One of the more surprising relationships between geographical features, and one that we don’t typically associate with one another, is that of beaches and railroads. But in the late 19th and early 20th centuries, there were several examples of railroads on or near beaches, either for transporting beach-goers, or for transporting sand, gravel and other minerals from the shores.
In 2014, one of these railroads
became washed up in the tide in Cape May, New Jersey. Those tracks were used for transporting munitions during World War I.
Closer to my home, there once existed a set of beach tracks that were used in the south end of Illinois Beach State Park
. While the track is currently mostly road, or buried under sand and, in the winter, snow, it's quite easy to see on maps of the area, despite the tracks having been torn up and made into a road not long after they were constructed.

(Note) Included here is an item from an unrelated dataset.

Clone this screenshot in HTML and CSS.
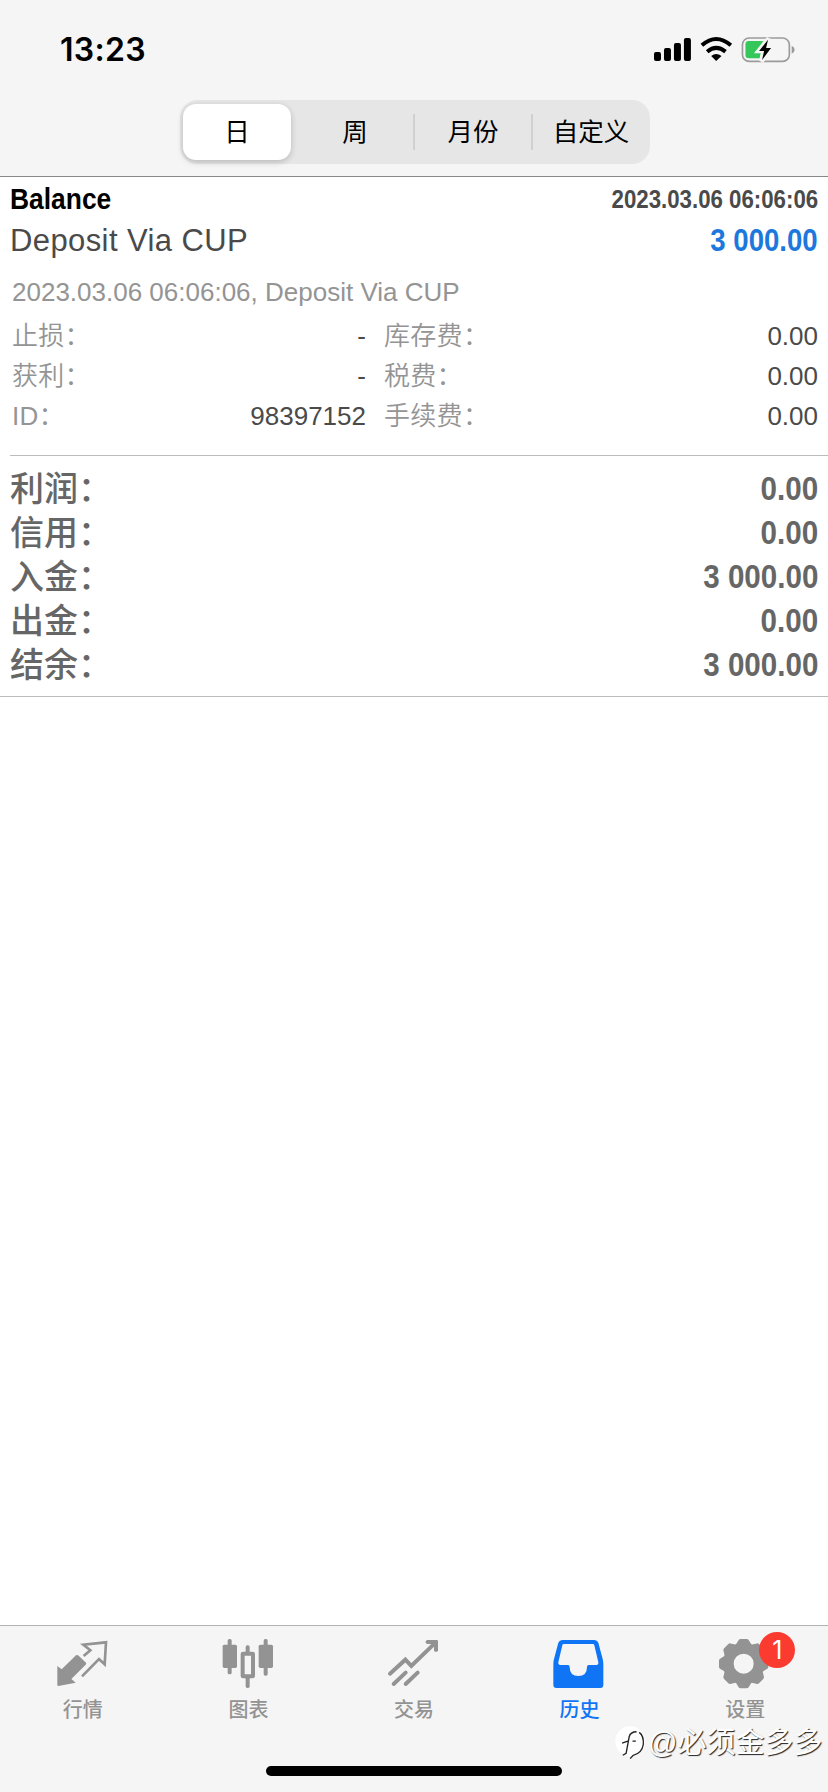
FILE: index.html
```
<!DOCTYPE html>
<html lang="zh-CN">
<head>
    <meta charset="UTF-8">
    <meta name="viewport" content="width=device-width, initial-scale=1.0">
    <title>历史</title>
    <link rel="stylesheet" href="styles.css">
</head>
<body>
    <div class="app">
        <header class="header">
            <div class="status-bar">
                <span class="time">13:23</span>
                <svg class="status-icons" viewBox="714 105 430 90">
                    <!-- signal -->
                    <rect x="717" y="156" width="21" height="27" rx="6"/>
                    <rect x="747" y="144" width="21" height="39" rx="6"/>
                    <rect x="777" y="129" width="21" height="54" rx="6"/>
                    <rect x="807" y="114" width="21" height="69" rx="6"/>
                    <!-- wifi -->
                    <g fill="none" stroke="#000" stroke-width="12">
                        <path d="M861 136 Q904 98 948 136"/>
                        <path d="M877 155 Q904 132 932 155"/>
                    </g>
                    <path d="M889 168 Q904 156 920 168 L904 183 Z"/>
                    <!-- battery -->
                    <rect x="983" y="114" width="141" height="70" rx="20" fill="none" stroke="#9b9b9b" stroke-width="5"/>
                    <path d="M1131 137 Q1140 141 1140 149 Q1140 157 1131 161 Z" fill="#9b9b9b"/>
                    <rect x="992" y="123" width="58" height="52" rx="10" fill="#35c759"/>
                    <path d="M1062 115 L1032 153 H1046 L1040 184 L1070 144 H1055 Z" stroke="#f5f5f5" stroke-width="14"/>
                    <path d="M1060 119 L1033 153 H1048 L1042 180 L1069 144 H1054 Z"/>
                </svg>
            </div>
            <div class="segments">
                <button class="segment active">日</button>
                <button class="segment">周</button>
                <button class="segment divided">月份</button>
                <button class="segment divided">自定义</button>
            </div>
        </header>

        <main class="content">
            <section class="deal">
                <div class="deal-row">
                    <span class="deal-title">Balance</span>
                    <span class="deal-date">2023.03.06 06:06:06</span>
                </div>
                <div class="deal-row amount-row">
                    <span class="deal-name">Deposit Via CUP</span>
                    <span class="deal-amount">3 000.00</span>
                </div>
                <p class="deal-comment">2023.03.06 06:06:06, Deposit Via CUP</p>
                <div class="details">
                    <div class="detail"><span>止损：</span><b>-</b></div>
                    <div class="detail"><span>库存费：</span><b>0.00</b></div>
                    <div class="detail"><span>获利：</span><b>-</b></div>
                    <div class="detail"><span>税费：</span><b>0.00</b></div>
                    <div class="detail"><span>ID：</span><b>98397152</b></div>
                    <div class="detail"><span>手续费：</span><b>0.00</b></div>
                </div>
            </section>
            <section class="totals">
                <div class="total"><span>利润：</span><b>0.00</b></div>
                <div class="total"><span>信用：</span><b>0.00</b></div>
                <div class="total"><span>入金：</span><b>3 000.00</b></div>
                <div class="total"><span>出金：</span><b>0.00</b></div>
                <div class="total"><span>结余：</span><b>3 000.00</b></div>
            </section>
        </main>

        <nav class="tab-bar">
            <a class="tab">
                <svg viewBox="158 78 180 159">
                    <path d="M171 168 L184 178 L227 136 Q231 133 235 137 L257 158 Q259 161 256 164 L213 207 L226 218 L174 228 Q171 228 171 225 Z"/>
                    <path class="line" d="M250 138 L270 121 L249 104 L317 97 L313 163 L296 147 L245 199" stroke-width="8"/>
                </svg>
                <span>行情</span>
            </a>
            <a class="tab">
                <svg viewBox="655 78 180 159">
                    <rect x="684" y="87" width="12" height="106" rx="5"/>
                    <rect x="669" y="104" width="43" height="70" rx="5"/>
                    <rect x="738" y="106" width="12" height="24" rx="5"/>
                    <rect x="738" y="200" width="12" height="34" rx="5"/>
                    <rect class="line" x="729" y="131" width="31" height="68" rx="1" stroke-width="12"/>
                    <rect x="792" y="87" width="12" height="110" rx="5"/>
                    <rect x="777" y="104" width="43" height="70" rx="5"/>
                </svg>
                <span>图表</span>
            </a>
            <a class="tab">
                <svg viewBox="252 78 180 159">
                    <g class="line" stroke-width="12" stroke-linecap="round">
                        <path d="M270 191 L316 149 L334 168 L404 100"/>
                        <path d="M281 222 L317 188 M317 222 L353 188"/>
                    </g>
                    <path d="M381 90 H410 Q414 90 414 94 V122 Q408 129 402 122 V102 H381 Q372 96 381 90 Z"/>
                </svg>
                <span>交易</span>
            </a>
            <a class="tab active">
                <svg viewBox="749 78 180 159">
                    <path fill-rule="evenodd" d="M786 90 H882 Q891 90 894 98 L907 147 Q909 154 909 162 V225 Q909 234 900 234 H768 Q759 234 759 225 V162 Q759 154 761 147 L774 98 Q777 90 786 90 Z M790 102 Q787 102 786 106 L774 157 Q773 165 780 165 H803 Q808 165 808 171 Q808 198 834 198 Q860 198 860 171 Q860 165 865 165 H888 Q895 165 894 157 L882 106 Q881 102 878 102 Z"/>
                </svg>
                <span>历史</span>
            </a>
            <a class="tab">
                <svg viewBox="376 78 180 159">
                    <g id="gear">
                        <circle cx="462" cy="161" r="46" fill="none" stroke="#939393" stroke-width="32"/>
                        <g id="teeth">
                            <path id="tooth" d="M436 108 L447 90 Q449 87 453 87 H471 Q475 87 477 90 L488 108 Z"/>
                            <use href="#tooth" transform="rotate(45 462 161)"/>
                            <use href="#tooth" transform="rotate(90 462 161)"/>
                            <use href="#tooth" transform="rotate(135 462 161)"/>
                        </g>
                        <use href="#teeth" transform="rotate(180 462 161)"/>
                    </g>
                </svg>
                <span>设置</span>
                <i class="badge">1</i>
            </a>
        </nav>

        <div class="watermark">
            <svg viewBox="74 350 92 104">
                <circle cx="119" cy="398" r="44" fill="#fff"/>
                <path d="M97 440 L107 434 L116 385 Q120 370 138 370 M95 404 L112 398 M126 398 H136 M146 372 Q160 382 158 408 Q154 434 128 440 L119 450" fill="none" stroke="#222" stroke-width="4"/>
            </svg>
            <span>@必须金多多</span>
        </div>
        <div class="home-indicator"></div>
    </div>
</body>
</html>
```
FILE: styles.css
```
* {
    box-sizing: border-box;
}

body {
    margin: 0;
    font-family: "Liberation Sans", "Noto Sans CJK SC", sans-serif;
    background-color: #fff;
}

.app {
    position: relative;
    display: flex;
    flex-direction: column;
    width: 828px;
    height: 1792px;
    overflow: hidden;
}

.header {
    height: 177px;
    background-color: #f5f5f5;
    border-bottom: 1px solid #888;
}

.status-bar {
    display: flex;
    justify-content: space-between;
    height: 100px;
    padding: 35px 32px 0 60px;
}

.time {
    font-family: Inter, sans-serif;
    font-size: 32px;
    font-weight: 600;
    letter-spacing: 0.3px;
    line-height: 30px;
}

.status-icons {
    width: 143px;
    height: 30px;
}

.segments {
    display: flex;
    width: 470px;
    height: 64px;
    margin-left: 180px;
    padding: 4px 0 4px 3px;
    border-radius: 18px;
    background-color: #e6e6e7;
}

.segment {
    position: relative;
    flex: 1;
    padding: 0 0 5px;
    border: none;
    background: none;
    color: #000;
    font-family: "Noto Sans CJK SC", sans-serif;
    font-size: 25.5px;
}

.segment.active {
    flex: none;
    width: 108px;
    margin-right: 5px;
    border-radius: 13px;
    background-color: #fff;
    box-shadow: 0 2px 6px rgba(0, 0, 0, 0.2);
}

.segment.divided::before {
    content: "";
    position: absolute;
    left: -1px;
    top: 10px;
    width: 2px;
    height: 36px;
    background-color: #d0d0d2;
}

.content {
    flex: 1;
}

.deal {
    height: 279px;
    margin-left: 10px;
    padding: 3px 10px 0 0;
    border-bottom: 1px solid #bcbcbc;
}

.deal-row {
    display: flex;
    justify-content: space-between;
    height: 38px;
    line-height: 38px;
}

.amount-row {
    height: 44px;
    line-height: 46px;
}

.deal-title {
    font-size: 30px;
    font-weight: bold;
    transform: scaleX(0.88);
    transform-origin: left;
}

.deal-date {
    color: #4a4a4a;
    font-size: 25px;
    font-weight: bold;
    transform: scaleX(0.89);
    transform-origin: right;
}

.deal-name {
    color: #4a4a4a;
    font-size: 31px;
    letter-spacing: 0.4px;
}

.deal-amount {
    color: #1d78de;
    font-size: 31px;
    font-weight: bold;
    transform: scaleX(0.89);
    transform-origin: right;
}

.deal-comment {
    margin: 12px 0 0 2px;
    color: #949494;
    font-size: 26px;
    line-height: 36px;
}

.details {
    display: grid;
    grid-template-columns: 354px 434px;
    column-gap: 18px;
    margin: 6px 0 0 2px;
}

.detail {
    display: flex;
    justify-content: space-between;
    height: 40px;
    color: #949494;
    font-size: 26px;
    line-height: 40px;
}

.detail span {
    font-weight: 350;
    letter-spacing: 0.3px;
}

.detail b {
    color: #4a4a4a;
    font-weight: normal;
}

.totals {
    height: 241px;
    padding: 10px 10px 0;
    border-bottom: 1px solid #bcbcbc;
    color: #666;
}

.total {
    display: flex;
    justify-content: space-between;
    height: 44px;
    font-size: 34px;
    line-height: 46px;
}

.total span {
    font-weight: 500;
}

.total b {
    line-height: 44px;
    transform: scaleX(0.87);
    transform-origin: right;
}

.tab-bar {
    display: flex;
    height: 167px;
    padding-top: 10px;
    border-top: 1px solid #b2b2b2;
    background-color: #f5f5f5;
}

.tab {
    position: relative;
    display: flex;
    flex: 1;
    flex-direction: column;
    align-items: center;
    color: #939393;
    font-size: 20px;
}

.tab svg {
    width: 60px;
    height: 53px;
    fill: currentColor;
}

.tab .line {
    fill: none;
    stroke: currentColor;
}

.tab span {
    margin-top: 7px;
    font-weight: 500;
    line-height: 28px;
}

.tab.active {
    color: #0f75f5;
}

.badge {
    position: absolute;
    left: 97px;
    top: -4px;
    width: 36px;
    height: 36px;
    border-radius: 50%;
    background-color: #fb3a30;
    color: #fff;
    font-family: Inter, sans-serif;
    font-size: 25px;
    font-style: normal;
    line-height: 36px;
    text-align: center;
}

.watermark {
    position: absolute;
    left: 615px;
    top: 1725px;
    display: flex;
    align-items: center;
    color: #fff;
    font-size: 29px;
    line-height: 34px;
    text-shadow: 1px 1px 1px #222;
    white-space: nowrap;
}

.watermark svg {
    width: 31px;
    height: 35px;
    margin-right: 2px;
}

.home-indicator {
    position: absolute;
    left: 266px;
    top: 1766px;
    width: 296px;
    height: 10px;
    border-radius: 5px;
    background-color: #000;
}
```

According to Chrzastowski & Frankie, "around 1902, a railroad track had been built across the ridges and swales to a point along the shore just north of Dead River (a tributary river inside the park). Along the beach vast quantities of sand and gravel were then being mined and hauled away by rail car. The remains of the abandoned tracks can still be found in some places. The scenery of what is now the South Unit led to using the area for the filming of several westerns beginning in 1914 and continuing into the 1920s."
Venturing back to Illinois Beach when snow isn't covering the same ground I'm trying to look for clues of railroad operations on, I walked a bit farther south and came across what appear to be a bridge foundation for no apparent reason in the sand. I'm wondering if this structure dates back to these operations, but I can't confirm or deny that they do.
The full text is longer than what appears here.